O modelo é, talvez, este. Réaume e De Caussade, em 1873, apresentando as Obras completas de Agrippa D’aubigné, escreviam:

A pontuação dos manuscritos de Agrippa D’Aubigné é, em geral, nula ou sem sentido. Reconhecendo aí o sistema de M. Marty-Laveaux, que prefere a pontuação, no século XVI, mais oratória do que gramatical, ou seja, indicando menos os incisos gramaticais do que as pausas obrigadas da voz, nós tivemos de nos aproximar da edição que nos serviu de protótipo. O editor de 1626 quase esbanjou da pontuação. Optando por um meio-termo, redistribuímos esses sinais, pois o abuso lhes tira todo valor explicativo e, muito freqüentemente, o pensamento de D’Aubigné tem necessidade de luz!11

A justificativa é exemplar. Ela conclui um trabalho efetivo (sobre os manuscritos) e, ao mesmo tempo, perniciosamente, sem saber, anula uma parte deles que ela furta à apreciação. O filólogo não está, aí, mais a serviço do texto. Ele ostenta um espírito de superioridade. Um menosprezo em “sem sentido”. O primado novecentista da pontuação “explicativa”. Uma noção da historicidade (a pontuação “oratória”), mas que o termo já desvaloriza. Do “meio-termo” escolhido, só o editor é juiz. Não o leitor.

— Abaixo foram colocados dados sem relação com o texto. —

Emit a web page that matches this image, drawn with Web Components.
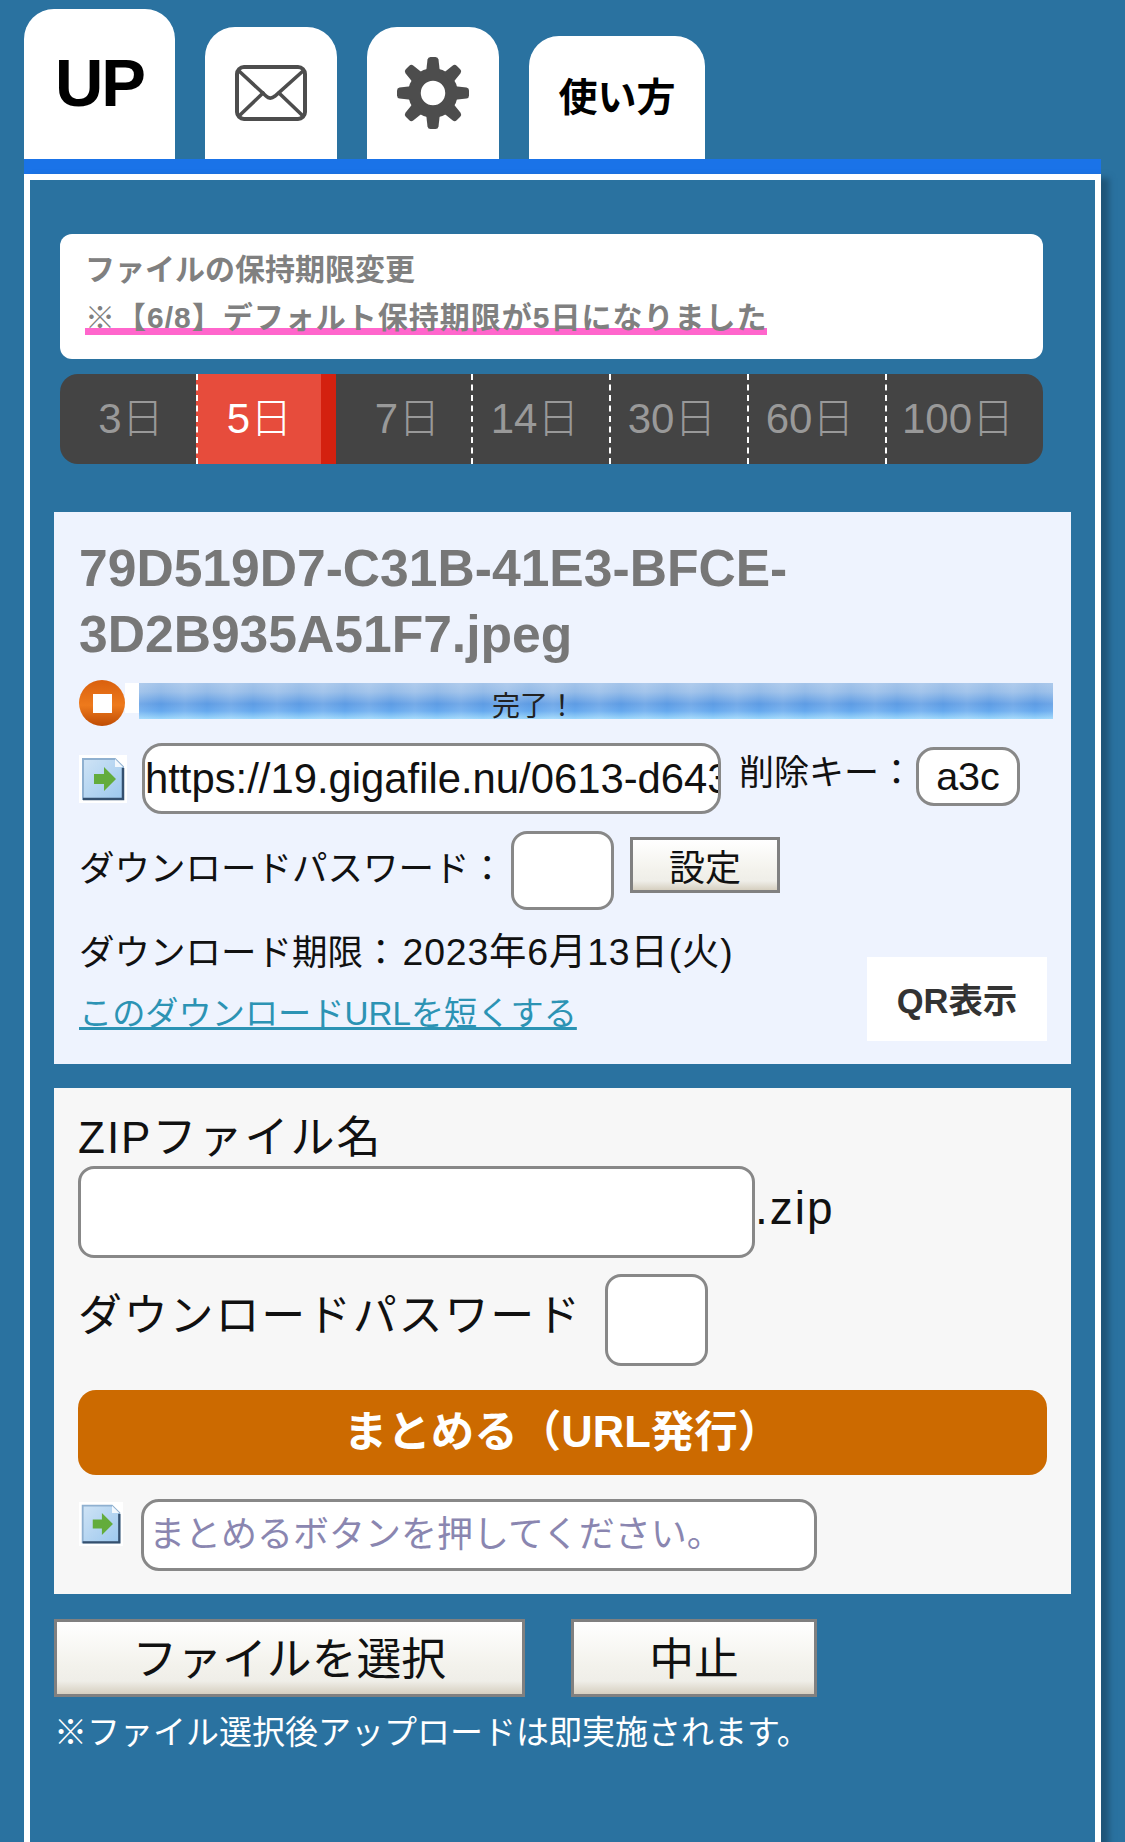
<!DOCTYPE html>
<html lang="ja">
<head>
<meta charset="utf-8">
<title>GigaFile</title>
<style>
  html, body { margin: 0; height: 1842px; overflow: hidden; }
  body { background: #2a72a0; color: #111; font-family: "Liberation Sans", "Noto Sans CJK JP", sans-serif; }
</style>
</head>
<body>
<gf-tabs>
  <gf-tab style="--w:151px;--h:150px;--fs:67px;--ls:-2px;--pb:4px">UP</gf-tab>
  <gf-tab style="--w:132px;--h:132px">
    <svg width="72" height="56" viewBox="0 0 72 56" fill="none" stroke="#4d4d4d" stroke-width="3.6" stroke-linecap="round">
      <rect x="2" y="2" width="68" height="52" rx="7" stroke-width="4"/>
      <path d="M4 6 L31 31 Q35 35 40 31 L68 6"/>
      <path d="M4 51 L28 28 M68 51 L44 28"/>
    </svg>
  </gf-tab>
  <gf-tab style="--w:132px;--h:132px">
    <svg width="72" height="72" viewBox="0 0 72 72" fill="#4d4d4d">
      <circle cx="36" cy="36" r="18.5" fill="none" stroke="#4d4d4d" stroke-width="12.5"/>
      <g>
        <path d="M29 16 L30.5 2.5 Q31 0 33.5 0 H38.5 Q41 0 41.5 2.5 L43 16Z"/>
        <path transform="rotate(45 36 36)" d="M29 16 L30.5 2.5 Q31 0 33.5 0 H38.5 Q41 0 41.5 2.5 L43 16Z"/>
        <path transform="rotate(90 36 36)" d="M29 16 L30.5 2.5 Q31 0 33.5 0 H38.5 Q41 0 41.5 2.5 L43 16Z"/>
        <path transform="rotate(135 36 36)" d="M29 16 L30.5 2.5 Q31 0 33.5 0 H38.5 Q41 0 41.5 2.5 L43 16Z"/>
        <path transform="rotate(180 36 36)" d="M29 16 L30.5 2.5 Q31 0 33.5 0 H38.5 Q41 0 41.5 2.5 L43 16Z"/>
        <path transform="rotate(225 36 36)" d="M29 16 L30.5 2.5 Q31 0 33.5 0 H38.5 Q41 0 41.5 2.5 L43 16Z"/>
        <path transform="rotate(270 36 36)" d="M29 16 L30.5 2.5 Q31 0 33.5 0 H38.5 Q41 0 41.5 2.5 L43 16Z"/>
        <path transform="rotate(315 36 36)" d="M29 16 L30.5 2.5 Q31 0 33.5 0 H38.5 Q41 0 41.5 2.5 L43 16Z"/>
      </g>
    </svg>
  </gf-tab>
  <gf-tab style="--w:176px;--h:123px;--fs:39px">使い方</gf-tab>
</gf-tabs>

<gf-frame>
  <gf-notice>
    <span slot="title">ファイルの保持期限変更</span>
    ※【6/8】デフォルト保持期限が5日になりました
  </gf-notice>
  <gf-period>
    <gf-period-item style="--w:136px;--pl:6px">3日</gf-period-item>
    <gf-period-item style="--w:140px" active>5日</gf-period-item>
    <gf-period-item style="--w:135px;--pl:8px" nosep>7日</gf-period-item>
    <gf-period-item style="--w:138px;--pr:12px">14日</gf-period-item>
    <gf-period-item style="--w:138px;--pr:14px">30日</gf-period-item>
    <gf-period-item style="--w:138px;--pr:14px">60日</gf-period-item>
    <gf-period-item style="--w:158px;--pr:14px">100日</gf-period-item>
  </gf-period>

  <gf-file-panel>
    <gf-progress slot="progress">完了！</gf-progress>
    <gf-box slot="url" style="--w:579px;--h:71px;--r:20px;--fs:41.8px;--pad:0px">https://19.gigafile.nu/0613-d6431f2b0c</gf-box>
    <gf-box slot="key" style="--w:104px;--h:59px;--r:18px;--fs:39.5px;--pad:0px;--align:center;margin-top:-4px">a3c</gf-box>
  </gf-file-panel>

  <gf-zip-panel></gf-zip-panel>

  <gf-actions></gf-actions>
</gf-frame>

<script>
const FONT = '"Liberation Sans", "Noto Sans CJK JP", sans-serif';

// every component just stamps its html into an open shadow root
const define = (tag, html) => {
  const template = document.createElement('template');
  template.innerHTML = html;
  customElements.define(tag, class extends HTMLElement {
    constructor() {
      super();
      this.attachShadow({ mode: 'open' });
      this.shadowRoot.appendChild(template.content.cloneNode(true));
    }
  });
};

const docIcon = `<svg width="48" height="48" viewBox="0 0 48 48" style="display:block;flex:none;filter:blur(.5px)">
  <rect width="48" height="48" fill="#fff"/>
  <defs><linearGradient id="d" x1="0" y1="0" x2="1" y2="1"><stop offset="0" stop-color="#cfe3f5"/><stop offset="1" stop-color="#9cc8ee"/></linearGradient></defs>
  <path d="M4 4 H36 L44 12 V44 H4Z" fill="url(#d)" stroke="#8fb0d0" stroke-width="2"/>
  <path d="M44 13 V44 H4" fill="none" stroke="#34506f" stroke-width="2.5"/>
  <path d="M36 4 V12 H44Z" fill="#f2f8fd"/>
  <path d="M15 19 H25 V12 L37 24 L25 36 V29 H15Z" fill="#63ac3c"/>
</svg>`;

define('gf-tabs', `<style>
  :host { display: flex; align-items: flex-end; gap: 30px; padding: 9px 0 0 24px; height: 150px; }
</style><slot></slot>`);

define('gf-tab', `<style>
  :host { display: flex; align-items: center; justify-content: center; box-sizing: border-box;
    width: var(--w); height: var(--h); padding-bottom: var(--pb, 0); background: #fff; border-radius: 30px 30px 0 0;
    font: bold var(--fs, 40px)/1 ${FONT}; letter-spacing: var(--ls, 0); color: #000; }
</style><slot></slot>`);

define('gf-frame', `<style>
  :host { display: block; margin-left: 24px; width: 1077px; box-sizing: border-box;
    border-top: 15px solid #1a73e8; }
  .inner { border: 6px solid #fff; border-bottom: 0; height: 1700px; padding: 54px 24px 0; box-sizing: border-box;
    box-shadow: 8px 4px 6px #1f5578; }
</style><div class="inner"><slot></slot></div>`);

define('gf-notice', `<style>
  :host { display: block; margin-left: 6px; width: 983px; height: 125px; box-sizing: border-box;
    padding: 12px 0 0 25px; background: #fff; border-radius: 12px;
    font: bold 30px/48px ${FONT}; color: #808080; }
  .line { display: block; width: 682px; white-space: nowrap; margin-top: 7px; line-height: 34px; letter-spacing: 1px;
    background: linear-gradient(transparent 27px, #ff66cc 27px); }
  .title { display: block; height: 48px; }
</style><span class="title"><slot name="title"></slot></span><span class="line"><slot></slot></span>`);

define('gf-period', `<style>
  :host { display: flex; margin: 15px 0 0 6px; width: 983px; height: 90px; background: #444;
    border-radius: 18px; overflow: hidden; }
</style><slot></slot>`);

define('gf-period-item', `<style>
  :host { display: flex; align-items: center; justify-content: center; box-sizing: border-box; height: 90px;
    width: var(--w); font: 300 42px/1 ${FONT}; color: #999; border-left: 2px dashed #fff;
    padding: 0 var(--pr, 0) 0 var(--pl, 0); }
  :host(:first-child), :host([nosep]) { border-left: 0; }
  :host([active]) { background: #e74c3c; color: #fff; border-right: 15px solid #d4210f; }
</style><slot></slot>`);

define('gf-box', `<style>
  :host { display: flex; align-items: center; justify-content: var(--align, flex-start); box-sizing: border-box; flex: none;
    width: var(--w); height: var(--h); background: #fff; border: 3px solid #888; border-radius: var(--r);
    padding: 0 var(--pad); font: var(--fs)/1 ${FONT}; color: var(--c, #111); overflow: hidden; white-space: nowrap; }
</style><slot></slot>`);

define('gf-button', `<style>
  :host { display: flex; align-items: center; justify-content: center; box-sizing: border-box; flex: none;
    width: var(--w); height: var(--h); border: 3px solid #808080; font: var(--fs)/1 ${FONT}; color: #111;
    padding-top: var(--pt, 0);
    background: linear-gradient(#fff 0, #f3f2ec 60%, #efeee8 82%, #d6cfc0 100%); }
</style><slot></slot>`);

define('gf-progress', `<style>
  :host { display: flex; align-items: flex-start; height: 45px; }
  svg { flex: none; display: block; filter: blur(.6px); }
  .gap { width: 14px; height: 30px; margin-top: 3px; background: #fff; flex: none; }
  .bar { box-sizing: border-box; width: 915px; height: 36px; margin-top: 3px; padding: 9px 0 0 353px;
    font: 28px/30px ${FONT}; color: #222; overflow: hidden;
    background:
      repeating-linear-gradient(90deg, rgba(255,255,255,.14) 0, rgba(255,255,255,0) 22px, rgba(255,255,255,.14) 46px),
      linear-gradient(#a3c3e9 0, #94bbe8 25%, #5e9ce4 58%, #66a9ee 78%, #9ad6fb 100%); }
</style>
<svg width="46" height="46" viewBox="0 0 46 46">
  <defs><linearGradient id="o" x1="0" y1="0" x2="0" y2="1"><stop offset="0" stop-color="#d9600e"/><stop offset=".55" stop-color="#ee7a1c"/><stop offset="1" stop-color="#bf4c04"/></linearGradient></defs>
  <circle cx="23" cy="23" r="23" fill="url(#o)"/>
  <rect x="14" y="14" width="19" height="19" fill="#fff"/>
</svg>
<div class="gap"></div>
<div class="bar"><slot></slot></div>`);

define('gf-file-panel', `<style>
  :host { display: block; margin-top: 48px; height: 552px; box-sizing: border-box; padding: 23px 24px 24px 25px;
    background: #eef3fe; font-family: ${FONT}; }
  .name { font: bold 51.6px/66px "Liberation Sans", sans-serif; color: #777; width: 800px; }
  .progress { display: block; margin-top: 13px; margin-right: -6px; }
  .row { display: flex; align-items: center; }
  .url { margin-top: 18px; height: 71px; gap: 15px; }
  .del { font-size: 35px; margin: -18px 0 0 3px; white-space: nowrap; width: 162px; }
  .pass { margin-top: 17px; height: 79px; font-size: 35.5px; }
  .pass input { box-sizing: border-box; width: 103px; height: 79px; margin: 0 16px 0 0; background: #fff;
    border: 3px solid #888; border-radius: 16px; padding: 0; }
  .pass .label { width: 432px; white-space: nowrap; margin-top: -10px; }
  .foot { display: flex; align-items: flex-end; justify-content: space-between; margin-top: 17px; }
  .line { font-size: 35.5px; line-height: 50px; white-space: nowrap; }
  .line b { font-weight: normal; font-size: 37.4px; letter-spacing: .85px; margin-left: 4px; }
  a { display: block; margin: 11px 0 2px; font-size: 33.2px; line-height: 50px; color: #2c93b4; text-decoration: underline; }
  .qr { display: flex; align-items: center; justify-content: center; box-sizing: border-box; width: 180px; height: 84px;
    padding-bottom: 3px; background: #fff; font-weight: bold; font-size: 34.5px; color: #333; }
</style>
<div class="name">79D519D7-C31B-41E3-BFCE-<br>3D2B935A51F7.jpeg</div>
<div class="progress"><slot name="progress"></slot></div>
<div class="row url">${docIcon}<slot name="url"></slot><span class="del">削除キー：</span><slot name="key"></slot></div>
<div class="row pass">
  <span class="label">ダウンロードパスワード：</span><input type="text" aria-label="ダウンロードパスワード">
  <gf-button style="--w:150px;--h:56px;--fs:36px;--pt:8px;margin-top:-12px">設定</gf-button>
</div>
<div class="foot">
  <div>
    <div class="line">ダウンロード期限：<b>2023年6月13日(火)</b></div>
    <a href="#">このダウンロードURLを短くする</a>
  </div>
  <div class="qr">QR表示</div>
</div>`);

define('gf-zip-panel', `<style>
  :host { display: block; margin-top: 24px; height: 506px; box-sizing: border-box; padding: 24px 24px 0;
    background: #f7f7f7; font-family: ${FONT}; }
  .label { font-size: 44px; line-height: 52px; letter-spacing: 2px; white-space: nowrap; }
  .row { display: flex; align-items: center; }
  input { box-sizing: border-box; background: #fff; border: 3px solid #888; border-radius: 16px; margin: 0; padding: 0; }
  .zipname { margin-top: 2px; height: 92px; }
  .zipname input { width: 677px; height: 92px; }
  .zipname span { font-size: 46px; letter-spacing: 2px; margin: -8px 0 0 0; }
  .pass { margin-top: 16px; height: 92px; }
  .pass span { width: 527px; font-size: 44px; letter-spacing: 1.8px; margin-top: -16px; white-space: nowrap; }
  .pass input { width: 103px; height: 92px; }
  .go { display: flex; align-items: center; justify-content: center; box-sizing: border-box; margin-top: 24px; width: 969px; height: 85px; background: #cc6a00;
    border-radius: 18px; color: #fff; font-weight: bold; font-size: 43.5px; padding-bottom: 9px; }
  .result { display: flex; align-items: flex-start; margin-top: 24px; gap: 18px; padding-left: 1px; }
  .result svg { margin-top: 3px; width: 44px; height: 44px; }
</style>
<div class="label">ZIPファイル名</div>
<div class="row zipname"><input type="text" aria-label="ZIPファイル名"><span>.zip</span></div>
<div class="row pass"><span>ダウンロードパスワード</span><input type="text" aria-label="ダウンロードパスワード"></div>
<div class="go">まとめる（URL発行）</div>
<div class="result">${docIcon}<gf-box style="--w:676px;--h:72px;--r:18px;--fs:36px;--pad:5px;--c:#8a86b0">まとめるボタンを押してください。</gf-box></div>`);

define('gf-actions', `<style>
  :host { display: block; margin-top: 25px; font-family: ${FONT}; }
  .btns { display: flex; gap: 46.5px; }
  p { margin: 11px 0 0; color: #fff; font-size: 33px; line-height: 50px; white-space: nowrap; }
</style>
<div class="btns">
  <gf-button style="--w:470.5px;--h:78px;--fs:44.8px;--pt:3px">ファイルを選択</gf-button>
  <gf-button style="--w:246px;--h:78px;--fs:44.8px;--pt:3px">中止</gf-button>
</div>
<p>※ファイル選択後アップロードは即実施されます。</p>`);
</script>
</body>
</html>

Esta situação não mudou muito em um século. Um editor de Montesquieu, que ainda é respeitado e que obedece “a ortografia da época” em De l’esprit des loix, declara: “Nós observamos, de uma maneira geral, a pontuação da edição de 1757, notável pelo uso freqüente dos dois pontos ou do ponto-e-vírgula; nós a modificamos algumas vezes para dar mais clareza às frases longas ou quando a pontuação impressa aparecia, de maneira evidente, como um erro do tipógrafo”.12 Nesse caso, o editor é mais juiz da clareza do que o autor, de quem se diz, entretanto, admirar o estilo. O 11 D’AUBIGNÉ. Oeuvres complètes, t. I, p. XXIV.

12 MONTESQUIEU. De l’esprit des loix, t. I, p. CXXVII.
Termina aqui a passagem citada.